(Interface markup and scripts)
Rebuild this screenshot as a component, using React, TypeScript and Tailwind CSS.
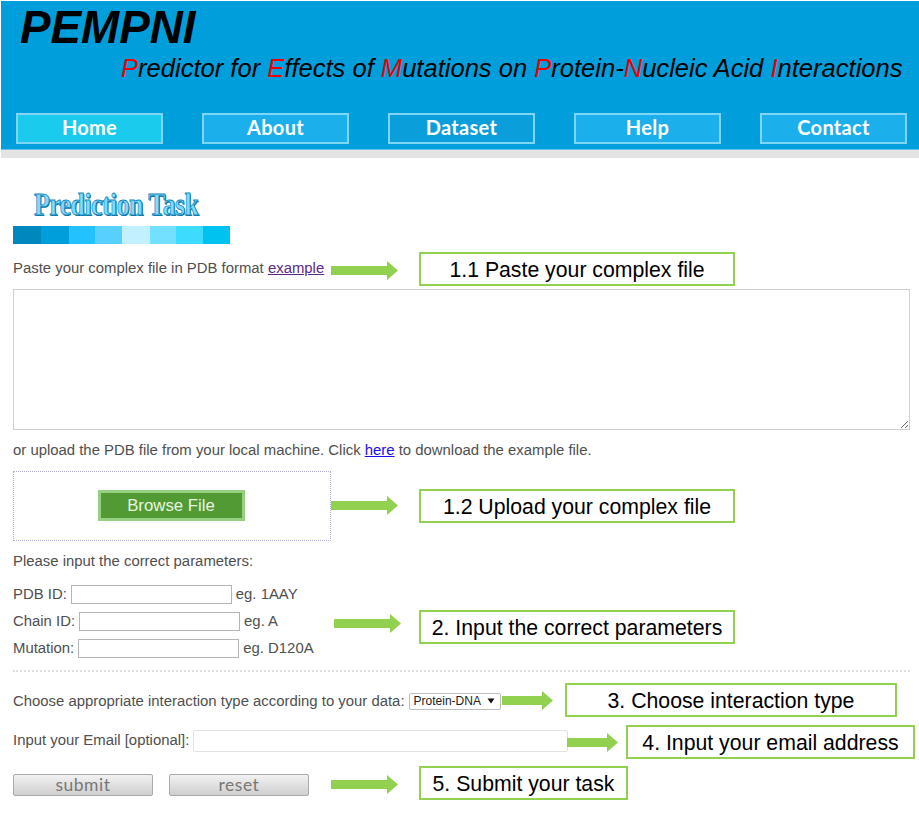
import React from "react";

const navItems = ["Home", "About", "Dataset", "Help", "Contact"];
const swatches: [string, number][] = [
  ["bg-[#0088bd]", 28],
  ["bg-[#009fdb]", 28],
  ["bg-[#22c1ff]", 26],
  ["bg-[#57cfff]", 27],
  ["bg-[#c2f0ff]", 28],
  ["bg-[#74e0ff]", 26],
  ["bg-[#3ddcff]", 27],
  ["bg-[#00c2f0]", 27],
];

function Arrow({ x, y, w }: { x: number; y: number; w: number }) {
  return (
    <svg className="absolute" style={{ left: x, top: y }} width={w} height={19} viewBox={`0 0 ${w} 19`}>
      <path d={`M0 5H${w - 11}V0L${w} 9.5L${w - 11} 19V14H0Z`} fill="#92d050" />
    </svg>
  );
}

function Note({ x, y, w, h, children }: { x: number; y: number; w: number; h: number; children: React.ReactNode }) {
  return (
    <div
      className="absolute flex items-center justify-center border-2 border-[#92d050] bg-white pt-[3px] text-[21.25px] text-black whitespace-nowrap"
      style={{ left: x, top: y, width: w, height: h }}
    >
      {children}
    </div>
  );
}

const R = ({ children }: { children: React.ReactNode }) => <span className="text-[#ee0000]">{children}</span>;

function Param({ label, hint }: { label: string; hint: string }) {
  return (
    <div className="flex h-[27px] items-center">
      <span>{label}</span>
      <input className="ml-[4px] h-[19px] w-[161px] border border-[#b5b5b5] bg-white" />
      <span className="ml-[4px]">{hint}</span>
    </div>
  );
}

function GreyButton({ label }: { label: string }) {
  return (
    <button className="flex h-[22px] w-[140px] items-center justify-center rounded-[2px] border border-[#aaaaaa] bg-gradient-to-b from-[#f2f2f2] to-[#cfcfcf] font-['Lato',sans-serif] text-[17.5px] leading-none tracking-[0.5px] text-[#777777]">
      {label}
    </button>
  );
}

export default function App() {
  return (
    <div className="relative h-[817px] w-[919px] overflow-hidden bg-white pl-px pt-px font-['Liberation_Sans',Arial,sans-serif] text-[14.9px] text-[#4f4f4f]">
      <header className="flex h-[148px] flex-col bg-[#009fdb]">
        <div className="pl-[19px] pt-[2px] text-[45.8px] font-bold italic leading-[50px] text-black">PEMPNI</div>
        <div className="mt-[1px] whitespace-nowrap pl-[120px] text-[25.56px] italic leading-[29px] text-black">
          <R>P</R>redictor for <R>E</R>ffects of <R>M</R>utations on <R>P</R>rotein-<R>N</R>ucleic Acid <R>I</R>nteractions
        </div>
        <nav className="mt-[30px] flex gap-[39px] pl-[15px]">
          {navItems.map((n, i) => (
            <a
              key={n}
              className={`flex h-[31px] w-[147px] items-center justify-center border-2 border-[#7dd6f5] pb-[3px] font-['Lato',sans-serif] text-[20px] font-bold tracking-[0.3px] text-white ${
                i === 0 ? "bg-[#1bcbee]" : i === 2 ? "bg-[#0a9fdb]" : "bg-[#1bb0ec]"
              }`}
            >
              {n}
            </a>
          ))}
        </nav>
      </header>
      <div className="h-[9px] border-t border-[#5cc3ec] bg-[#e3e3e3]" />

      <main className="pl-[12px] pr-[8px]">
        <div className="h-[68px] pl-[21px] pt-[29px]">
          <div className="origin-left scale-x-[0.83] whitespace-nowrap font-['Liberation_Serif',serif] text-[31px] font-bold leading-[36px] tracking-[-0.6px] text-[#7fdcff] [-webkit-text-stroke:0.8px_#1285b8] [text-shadow:1px_1px_0_#0a6f9e]">
            Prediction Task
          </div>
        </div>
        <div className="flex h-[18px] w-[217px]">
          {swatches.map(([c, w], i) => (
            <div key={i} className={c} style={{ width: w }} />
          ))}
        </div>

        <p className="mt-[16px] h-[16px] leading-[16px]">
          Paste your complex file in PDB format <a className="text-[#5b2a8c] underline">example</a>
        </p>
        <textarea className="mt-[13px] block h-[141px] w-[897px] border border-[#cfcfcf] bg-white" />
        <p className="mt-[12px] h-[16px] leading-[16px]">
          or upload the PDB file from your local machine. Click <a className="text-[#1a0dee] underline">here</a> to download the example file.
        </p>

        <div className="mt-[13px] flex h-[70px] w-[318px] items-center justify-center border border-dotted border-[#b0b0d8]">
          <button className="mb-[2px] mr-[2px] h-[31px] w-[147px] border-[3px] border-[#93d07f] bg-[#529a33] text-[16.8px] text-[#e8f5e0]">Browse File</button>
        </div>

        <p className="mt-[12px] h-[16px] leading-[16px]">Please input the correct parameters:</p>
        <div className="mt-[12px]">
          <Param label="PDB ID:" hint="eg. 1AAY" />
          <Param label="Chain ID:" hint="eg. A" />
          <Param label="Mutation:" hint="eg. D120A" />
        </div>

        <div className="mt-[8px] w-[897px] border-t-2 border-dotted border-[#e0e0e0]" />

        <div className="mt-[20px] flex h-[18px] items-center">
          <span>Choose appropriate interaction type according to your data:</span>
          <div className="ml-[4px] flex h-[17px] w-[92px] items-center justify-between rounded-[2px] border border-[#bdbdbd] pl-[4px] pr-[5px] text-[12px] text-[#222222]">
            <span>Protein-DNA</span>
            <svg width="8" height="6" viewBox="0 0 8 6">
              <path d="M0.5 0.5H7.5L4 5.5Z" fill="#111111" />
            </svg>
          </div>
        </div>

        <div className="mt-[20px] flex h-[22px] items-center">
          <span className="-mt-[1px]">Input your Email [optional]:</span>
          <input className="ml-[4px] h-[22px] w-[375px] rounded-[2px] border border-[#e2e2e2] bg-white" />
        </div>

        <div className="mt-[22px] flex gap-[16px]">
          <GreyButton label="submit" />
          <GreyButton label="reset" />
        </div>
      </main>

      <Arrow x={331} y={261} w={67} />
      <Note x={419} y={252} w={316} h={34}>1.1 Paste your complex file</Note>
      <Arrow x={331} y={496} w={67} />
      <Note x={419} y={489} w={316} h={34}>1.2 Upload your complex file</Note>
      <Arrow x={334} y={614} w={67} />
      <Note x={419} y={610} w={316} h={34}>2. Input the correct parameters</Note>
      <Arrow x={502} y={691} w={51} />
      <Note x={565} y={683} w={332} h={34}>3. Choose interaction type</Note>
      <Arrow x={567} y={733} w={51} />
      <Note x={626} y={725} w={289} h={34}>4. Input your email address</Note>
      <Arrow x={331} y={775} w={67} />
      <Note x={419} y={766} w={209} h={34}>5. Submit your task</Note>
    </div>
  );
}
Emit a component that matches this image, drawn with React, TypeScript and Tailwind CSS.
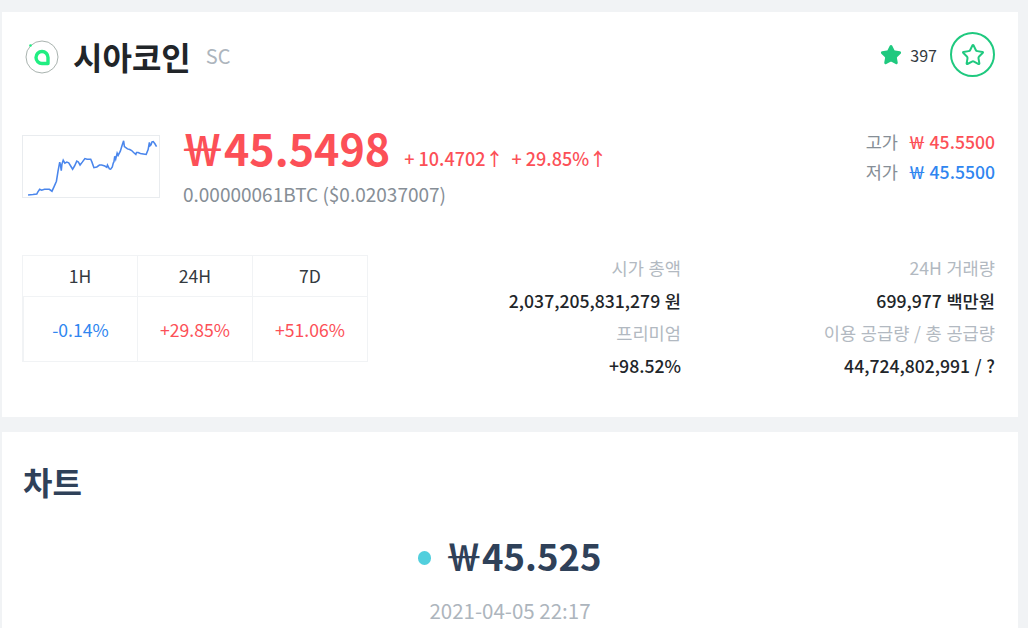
import { Star } from "lucide-react"

const font = { fontFamily: '"Noto Sans CJK KR", "Noto Sans", sans-serif' }

const sparkline =
  "4,61 9,60.5 13,60 14,58 16,55 18,56 21,55 26,55 28.7,57 31,52 33.3,46.7 35,36 36.7,27 37.5,30 38.3,35.7 39,29 40.3,25 42,28 44,27 46,27.7 48,31 50,34.3 52,31 54.3,26 56,27 57.7,30 60,27 62.7,23.3 65,24 68.7,24 70,27 72,32.7 75,32 77.7,30 80,30 83.3,31 85.3,32.3 86,30 88,34 89.3,34.3 91,32 92,28 92.7,26.7 93.5,21 94.5,24 96,17.7 97,20 99.3,15.7 101,10 102.7,5 103.5,11 105,12 106.7,13.3 109,14 111,15 113,17 115.3,19 116,17 117.7,17 120,18 123,18.5 126,19 128,14 129.3,6.7 130,10 131,9 132,6 133.3,5.7 135,8 136.7,11"

const cells = [
  { label: "1H", value: "-0.14%", color: "text-[#2f86f0]" },
  { label: "24H", value: "+29.85%", color: "text-[#fc5057]" },
  { label: "7D", value: "+51.06%", color: "text-[#fc5057]" },
]

function Won() {
  return <span className="[font-feature-settings:'fwid']">₩</span>
}

function Stat({ label, value }: { label: string; value: string }) {
  return (
    <div className="text-right [word-spacing:0.7px]">
      <div className="h-[32.5px] text-[17.6px] leading-[32.5px] text-[#b2b9c1]">{label}</div>
      <div className="h-[32.5px] text-[17.6px] leading-[32.5px] font-medium text-[#212529]">{value}</div>
    </div>
  )
}

function CoinLogo() {
  return (
    <svg viewBox="0 0 34 34" className="h-[34px] w-[34px] shrink-0">
      <circle cx="17" cy="17" r="16" fill="none" stroke="#a9b3af" strokeWidth="1" />
      <circle cx="5.5" cy="5.5" r="1.3" fill="#20ee82" />
      <path
        d="M17 11.5a6 6 0 0 1 6 6v6h-6a6 6 0 0 1 0-12z"
        fill="none"
        stroke="#20ee82"
        strokeWidth="3.4"
        strokeLinejoin="round"
      />
    </svg>
  )
}

export default function App() {
  return (
    <div className="h-[628px] overflow-hidden bg-[#f1f3f5] pt-3 pr-[10px] pl-[2px]" style={font}>
      <div className="h-[405px] bg-white pt-7 pr-[23px] pl-5">
        {/* Title */}
        <div className="flex h-[34px] items-center">
          <div className="ml-[3px]">
            <CoinLogo />
          </div>
          <h1 className="-mt-[2px] ml-[14px] text-[32px] leading-[34px] font-bold text-[#212529]">시아코인</h1>
          <span className="-mt-[2px] ml-[15px] text-[20px] text-[#adb5bd]">SC</span>
          <div className="-mt-[5px] ml-auto flex items-center">
            <Star className="h-[22px] w-[22px] fill-[#1fc97f] text-[#1fc97f]" />
            <span className="ml-[8px] text-[16px] text-[#343a40]">397</span>
            <button className="ml-[13px] flex h-[45px] w-[45px] items-center justify-center rounded-full border-2 border-[#1fc97f]">
              <Star className="h-6 w-6 text-[#1fc97f]" strokeWidth={2} />
            </button>
          </div>
        </div>

        {/* Price */}
        <div className="mt-[61px] flex">
          <svg viewBox="0 0 138 63" className="h-[63px] w-[138px] shrink-0 border border-[#e9ecef]">
            <polyline points={sparkline} fill="none" stroke="#4a86ec" strokeWidth="1.6" />
          </svg>
          <div className="-mt-[11px] ml-[21px]">
            <div className="flex items-baseline">
              <span className="text-[43px] leading-[46px] font-bold text-[#fc5057]">
                <Won />
                45.5498
              </span>
              <span className="ml-[14px] text-[18px] font-medium text-[#fc5057]">+ 10.4702↑</span>
              <span className="ml-[8px] text-[18px] font-medium text-[#fc5057]">+ 29.85%↑</span>
            </div>
            <div className="mt-[8px] ml-[2px] text-[19px] leading-[28px] text-[#868e96]">
              0.00000061BTC ($0.02037007)
            </div>
          </div>
          <div className="-mt-[8px] ml-auto text-[17.6px] leading-[30px]">
            <div className="flex justify-end">
              <span className="text-[#868e96]">고가</span>
              <span className="ml-[10px] font-medium text-[#fc5057]">
                <Won /> 45.5500
              </span>
            </div>
            <div className="flex justify-end">
              <span className="text-[#868e96]">저가</span>
              <span className="ml-[10px] font-medium text-[#2f86f0]">
                <Won /> 45.5500
              </span>
            </div>
          </div>
        </div>

        {/* Stats */}
        <div className="mt-[47px] flex">
          <div className="grid h-[107px] w-[346px] shrink-0 grid-cols-[114px_115px_1fr] grid-rows-[41px_1fr] border border-[#f1f3f5]">
            {cells.map((c) => (
              <div
                key={c.label}
                className="flex items-center justify-center border-b border-l border-[#f1f3f5] pt-[1px] text-[17.6px] text-[#343a40] first:border-l-0"
              >
                {c.label}
              </div>
            ))}
            {cells.map((c) => (
              <div
                key={c.label}
                className={`flex items-center justify-center border-l border-[#f1f3f5] pt-[3px] text-[17.6px] first:border-l-0 ${c.color}`}
              >
                {c.value}
              </div>
            ))}
          </div>
          <div className="-mt-[3px] ml-auto grid w-[630px] grid-cols-2">
            <div className="w-[313px]">
              <Stat label="시가 총액" value="2,037,205,831,279 원" />
              <Stat label="프리미엄" value="+98.52%" />
            </div>
            <div>
              <Stat label="24H 거래량" value="699,977 백만원" />
              <Stat label="이용 공급량 / 총 공급량" value="44,724,802,991 / ?" />
            </div>
          </div>
        </div>
      </div>

      {/* Chart */}
      <div className="mt-[15px] h-[300px] bg-white px-5 pt-[26px]">
        <h2 className="ml-[1px] text-[32px] leading-[46px] font-bold text-[#2f4159]">차트</h2>
        <div className="mt-[29px] flex items-center justify-center">
          <span className="mt-[3px] h-[14px] w-[13px] rounded-full bg-[#52cfdd]" />
          <span className="ml-[14px] text-[36.5px] leading-[46px] font-bold text-[#2f4159]">
            <Won />
            45.525
          </span>
        </div>
        <div className="mt-[16px] text-center text-[20.5px] leading-[30px] text-[#adb5bd]">2021-04-05 22:17</div>
      </div>
    </div>
  )
}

Problem description:
Gather each line of the listing containing the word "TypeScript" and show it.

The reply:
Rebuild this screenshot as a component, using React, TypeScript and Tailwind CSS.
Emit a component that matches this image, drawn with React, TypeScript and Tailwind CSS.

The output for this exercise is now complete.